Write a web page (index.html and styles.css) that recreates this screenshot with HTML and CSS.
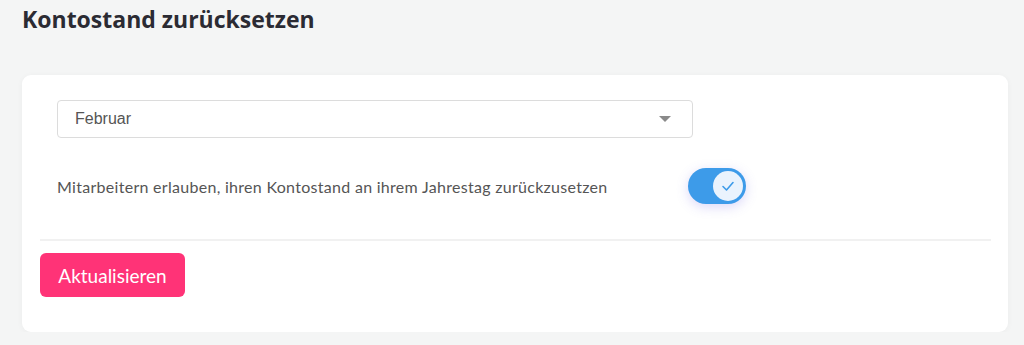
FILE: index.html
```html
<!DOCTYPE html>
<html lang="de">

<head>
    <meta charset="UTF-8">
    <meta name="viewport" content="width=device-width, initial-scale=1.0">
    <title>Kontostand zurücksetzen</title>
    <link rel="stylesheet" href="styles.css">
</head>

<body>
    <h1 class="titulo">Kontostand zurücksetzen</h1>
    <div class="tarjeta">
        <div class="selector">
            <span class="selectorTexto">Februar</span>
            <span class="flecha"></span>
        </div>
        <div class="fila">
            <p class="etiqueta">Mitarbeitern erlauben, ihren Kontostand an ihrem Jahrestag zurückzusetzen</p>
            <div class="interruptor">
                <div class="bola">
                    <svg width="14" height="12" viewBox="0 0 14 12">
                        <path d="M2 6.5 L5.5 10 L12 2.5" fill="none" stroke="#3d9be9" stroke-width="1.6" stroke-linecap="round" stroke-linejoin="round" />
                    </svg>
                </div>
            </div>
        </div>
        <div class="separador"></div>
        <button class="boton">Aktualisieren</button>
    </div>
</body>

</html>
```

FILE: styles.css
```css
html {
    font-family: Lato, 'Liberation Sans', sans-serif;
}

body {
    background-color: #f4f5f5;
    margin: 0;
    padding: 0 16px 0 22px;
}

.titulo {
    margin: 0;
    padding-top: 4px;
    font-family: 'Open Sans', Lato, sans-serif;
    font-size: 23px;
    line-height: 30px;
    font-weight: 700;
    color: #2b2b33;
}

.tarjeta {
    margin-top: 41px;
    background: #fff;
    border-radius: 9px;
    box-shadow: 0 1px 6px rgba(0, 0, 0, 0.04);
    padding: 25px 17px 35px 18px;
}

.selector {
    display: flex;
    align-items: center;
    justify-content: space-between;
    margin-left: 17px;
    height: 36px;
    border: 1px solid #dcdcdc;
    border-radius: 4px;
    padding: 0 21px 0 17px;
    box-sizing: content-box;
    width: 596px;
}

.selectorTexto {
    font-family: 'Liberation Sans', Arial, sans-serif;
    font-size: 16px;
    color: #555;
}

.flecha {
    width: 0;
    height: 0;
    border-left: 6px solid transparent;
    border-right: 6px solid transparent;
    border-top: 6px solid #8a8a8a;
}

.fila {
    display: flex;
    align-items: center;
    justify-content: space-between;
    width: 689px;
    margin: 30px 0 0 17px;
}

.etiqueta {
    margin: 0;
    font-size: 16px;
    letter-spacing: 0.29px;
    color: #555;
}

.interruptor {
    display: flex;
    align-items: center;
    justify-content: flex-end;
    width: 58px;
    height: 36px;
    padding-right: 3px;
    box-sizing: border-box;
    border-radius: 18px;
    background-color: #3d9be9;
    box-shadow: 0 3px 12px rgba(110, 100, 230, 0.25);
}

.bola {
    display: flex;
    align-items: center;
    justify-content: center;
    width: 30px;
    height: 30px;
    border-radius: 50%;
    background-color: #eaf3fd;
}

.separador {
    height: 2px;
    background-color: #f1f1f1;
    margin-top: 35px;
}

.boton {
    margin-top: 12px;
    width: 145px;
    height: 44px;
    border: none;
    border-radius: 6px;
    background-color: #ff3377;
    color: #fff;
    font-family: Lato, 'Liberation Sans', sans-serif;
    font-size: 19px;
}
```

--*--

[EXERCISE DETAILS] Which lines in the data above contain "styles"? Show each one.

[COMPLETED TASK]
Write a web page (index.html and styles.css) that recreates this screenshot with HTML and CSS.
    <link rel="stylesheet" href="styles.css">
FILE: styles.css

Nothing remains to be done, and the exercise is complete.